1)         Indian Partnership Act, 1932, (2014). New Delhi : Lawmann’s.

2)        Kapoor, N. D., Elements of Mercantile Law. New Delhi : S. Chand & Co. ltd.

3)        Shukla, M. C. (2007), Mercantile Law, New Delhi : S. Chand & Co. Ltd.

7.15 ANSWERS TO CHECK YOUR PROGRESS

Ans. to Q. No. 1 : Four essential characteristics of a partnership firm are presence of an agreement, association of two or more persons, sharing of profit, unlimited liability.

Ans. to Q. No. 2 : Following are the two differences between company and partnership firm :

i)         A Company is treated as an artificial legal person but Partnership is not a legal person.

ii)        Company has perpetual succession but Partnership firm does not have perpetual succession.

Ans. to Q. No. 3 : A sleeping or dormant partner does not take any active part in the management of the business.

Ans. to Q. No. 4 :      i)         Right to take part in the conduct of the business

            ii)        Right to express opinion.
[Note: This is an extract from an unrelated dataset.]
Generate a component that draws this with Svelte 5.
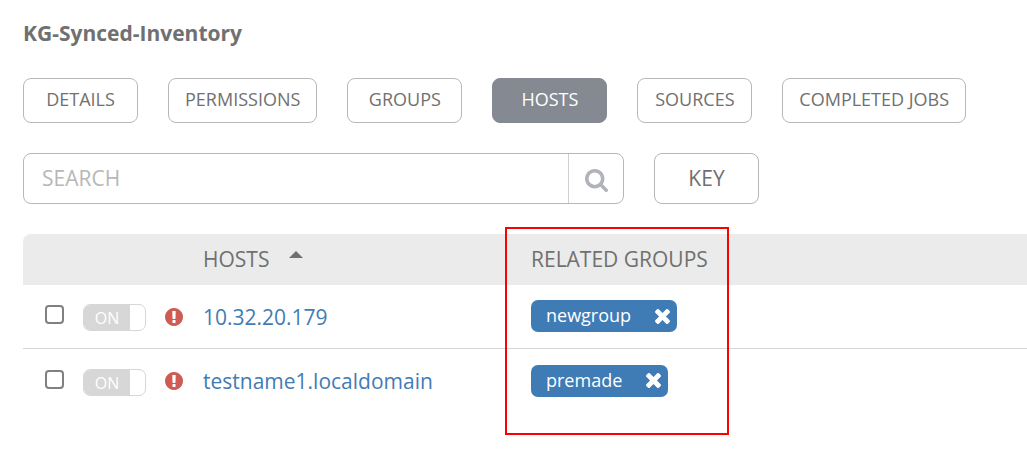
<script>
  const tabs = ['DETAILS', 'PERMISSIONS', 'GROUPS', 'HOSTS', 'SOURCES', 'COMPLETED JOBS'];
  let active = $state('HOSTS');
  let query = $state('');
  let hosts = $state([
    { name: '10.32.20.179', on: true, selected: false, groups: ['newgroup'] },
    { name: 'testname1.localdomain', on: true, selected: false, groups: ['premade'] }
  ]);
</script>

<main>
  <h1>KG-Synced-Inventory</h1>

  <nav>
    {#each tabs as tab}
      <button type="button" class="tab" class:active={active === tab} onclick={() => (active = tab)}>{tab}</button>
    {/each}
  </nav>

  <div class="tools">
    <form class="search" onsubmit={(e) => e.preventDefault()}>
      <input type="text" aria-label="Search" placeholder="SEARCH" bind:value={query} />
      <button type="submit" aria-label="Search">
        <svg viewBox="64 128 1664 1664" width="23" height="23" aria-hidden="true"><path d="M1216 832q0-185-131.5-316.5t-316.5-131.5-316.5 131.5-131.5 316.5 131.5 316.5 316.5 131.5 316.5-131.5 131.5-316.5zm512 832q0 52-38 90t-90 38q-54 0-90-38l-343-342q-179 124-399 124-143 0-273.5-55.5t-225-150-150-225-55.5-273.5 55.5-273.5 150-225 225-150 273.5-55.5 273.5 55.5 225 150 150 225 55.5 273.5q0 220-124 399l343 343q37 37 37 90z" /></svg>
      </button>
    </form>
    <button type="button" class="key">KEY</button>
  </div>

  <table>
    <colgroup>
      <col class="c-check" />
      <col class="c-toggle" />
      <col class="c-status" />
      <col class="c-host" />
      <col />
    </colgroup>
    <thead>
      <tr>
        <th class="corner"></th>
        <th></th>
        <th></th>
        <th aria-sort="ascending">
          <button type="button" class="sort">HOSTS<span class="caret"></span></button>
        </th>
        <th class="groups-head">RELATED GROUPS<span class="highlight"></span></th>
      </tr>
    </thead>
    <tbody>
      {#each hosts as host}
        <tr>
          <td class="check"><input type="checkbox" aria-label={`Select ${host.name}`} bind:checked={host.selected} /></td>
          <td class="switch">
            <button type="button" class="toggle" role="switch" aria-checked={host.on} aria-label={`${host.name} enabled`} onclick={() => (host.on = !host.on)}>
              <span>{host.on ? 'ON' : 'OFF'}</span>
            </button>
          </td>
          <td>
            <svg class="status" viewBox="128 128 1536 1536" width="18" height="18" role="img" aria-label="Failed"><path d="M896 128q209 0 385.5 103t279.5 279.5 103 385.5-103 385.5-279.5 279.5-385.5 103-385.5-103-279.5-279.5-103-385.5 103-385.5 279.5-279.5 385.5-103zm128 1247v-190q0-14-9-23.5t-22-9.5h-192q-13 0-23 10t-10 23v190q0 13 10 23t23 10h192q13 0 22-9.5t9-23.5zm-2-344l18-621q0-12-10-18-10-8-24-8h-220q-14 0-24 8-10 6-10 18l17 621q0 10 10 17.5t24 7.5h185q14 0 23.5-7.5t10.5-17.5z" /></svg>
          </td>
          <td><a href="#host">{host.name}</a></td>
          <td class="groups">
            {#each host.groups as group}
              <span class="tag">
                <span>{group}</span>
                <button type="button" aria-label={`Remove ${group}`} onclick={() => (host.groups = host.groups.filter((g) => g !== group))}>
                  <svg viewBox="302 366 1188 1188" width="15" height="15" aria-hidden="true"><path d="M1490 1322q0 40-28 68l-136 136q-28 28-68 28t-68-28l-294-294-294 294q-28 28-68 28t-68-28l-136-136q-28-28-28-68t28-68l294-294-294-294q-28-28-28-68t28-68l136-136q28-28 68-28t68 28l294 294 294-294q28-28 68-28t68 28l136 136q28 28 28 68t-28 68l-294 294 294 294q28 28 28 68z" /></svg>
                </button>
              </span>
            {/each}
          </td>
        </tr>
      {/each}
    </tbody>
  </table>
</main>

<style>
  :global(body) {
    background: #fff;
  }
  main {
    padding: 18px 0 24px 23px;
    font: 21px/30px 'Open Sans', sans-serif;
    color: #707070;
    overflow-x: hidden;
  }
  * {
    box-sizing: border-box;
  }
  button,
  input {
    font: inherit;
    color: inherit;
    margin: 0;
  }
  button {
    cursor: pointer;
    padding: 0;
    border: 0;
    background: none;
  }
  svg {
    display: block;
    fill: currentColor;
  }
  h1 {
    margin: 0 0 30px;
    font-size: 21px;
    font-weight: 700;
  }
  nav {
    display: flex;
    gap: 30px;
    margin-bottom: 30px;
  }
  .tab {
    min-width: 115px;
    height: 45px;
    padding: 0 16px 4px;
    font-size: 18px;
    line-height: 24px;
    white-space: nowrap;
    border: 1px solid #b7b7b7;
    border-radius: 8px;
    background: #fff;
  }
  .tab.active {
    background: #848992;
    border-color: #848992;
    color: #fff;
  }
  .tools {
    display: flex;
    gap: 30px;
    margin-bottom: 30px;
  }
  .search {
    display: flex;
    flex: 0 1 601px;
    height: 51px;
    border: 1px solid #b7b7b7;
    border-radius: 8px;
  }
  .search input {
    flex: 1;
    min-width: 0;
    padding: 0 18px 2px;
    border: 0;
    background: none;
    outline: none;
  }
  .search input::placeholder {
    color: #b7b7b7;
    opacity: 1;
  }
  .search button {
    display: grid;
    place-items: center;
    width: 55px;
    padding-top: 4px;
    border-left: 1px solid #d0d0d0;
    color: #b0b3b9;
  }
  .key {
    width: 105px;
    padding-bottom: 2px;
    border: 1px solid #b7b7b7;
    border-radius: 8px;
  }
  table {
    width: 100%;
    table-layout: fixed;
    border-collapse: separate;
    border-spacing: 0;
  }
  .c-check {
    width: 60px;
  }
  .c-toggle {
    width: 82px;
  }
  .c-status {
    width: 38px;
  }
  .c-host {
    width: 328px;
  }
  th {
    height: 51px;
    padding: 0 0 2px;
    background: #ebebeb;
    font-weight: 400;
    text-align: left;
  }
  .corner {
    border-top-left-radius: 8px;
  }
  .sort {
    display: flex;
    gap: 20px;
  }
  .caret {
    align-self: flex-start;
    margin-top: 7px;
    border: 7px solid transparent;
    border-top-width: 0;
    border-bottom-color: #707070;
  }
  .groups-head {
    position: relative;
  }
  .highlight {
    position: absolute;
    top: -7px;
    left: -26px;
    width: 224px;
    height: 208px;
    border: 2px solid #f00;
    pointer-events: none;
  }
  td {
    height: 64px;
    padding: 0;
    border-bottom: 1px solid #d7d7d7;
  }
  tr:last-child td {
    border-bottom: 0;
  }
  .check input {
    display: block;
    appearance: none;
    width: 19px;
    height: 19px;
    margin: 0 0 4px 22px;
    border: 2px solid #808080;
    border-radius: 4px;
    background: #fff;
  }
  .check input:checked {
    background: #848992;
  }
  .switch {
    padding-top: 2px;
  }
  .toggle {
    display: block;
    width: 63px;
    height: 27px;
    border: 1px solid #d7d7d7;
    border-radius: 7px;
    overflow: hidden;
    color: #fff;
    font-size: 16px;
    line-height: 26px;
  }
  .toggle span {
    display: block;
    width: 46px;
    background: #d7d7d7;
  }
  .status {
    color: #cf5b54;
  }
  a {
    color: #437bb4;
    text-decoration: none;
  }
  .groups {
    padding-bottom: 2px;
  }
  .tag {
    display: inline-flex;
    align-items: center;
    gap: 24px;
    height: 32px;
    padding: 0 7px 0 15px;
    border-radius: 7px;
    background: #3f7bb5;
    color: #fff;
    font-size: 18px;
    line-height: 28px;
    vertical-align: middle;
  }
  .tag > span {
    padding-bottom: 2px;
  }
</style>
Ans. to Q. No. 5 :      i)         Duty to work without remuneration

            ii)        Duty to attend diligently to his duties.

 

 

 

Q.1      :           Define partnership. What are the essential elements of a partnership?

Q.2      :           What are the differences between partnership and joint stock company?

Q.3      :           Discuss the various kinds of partners in a partnership firm?

Q.4      :           Can a minor be admitted to a partnership? Discuss.

Q.5      :           What is the procedure for the registration of a firm? What are the consequences of non-registration of a firm?

Q.6      :           What are the mutual rights and duties in between the partners in a partnership firm?

Q.7      :           What are the different modes in which a firm may be dissolved?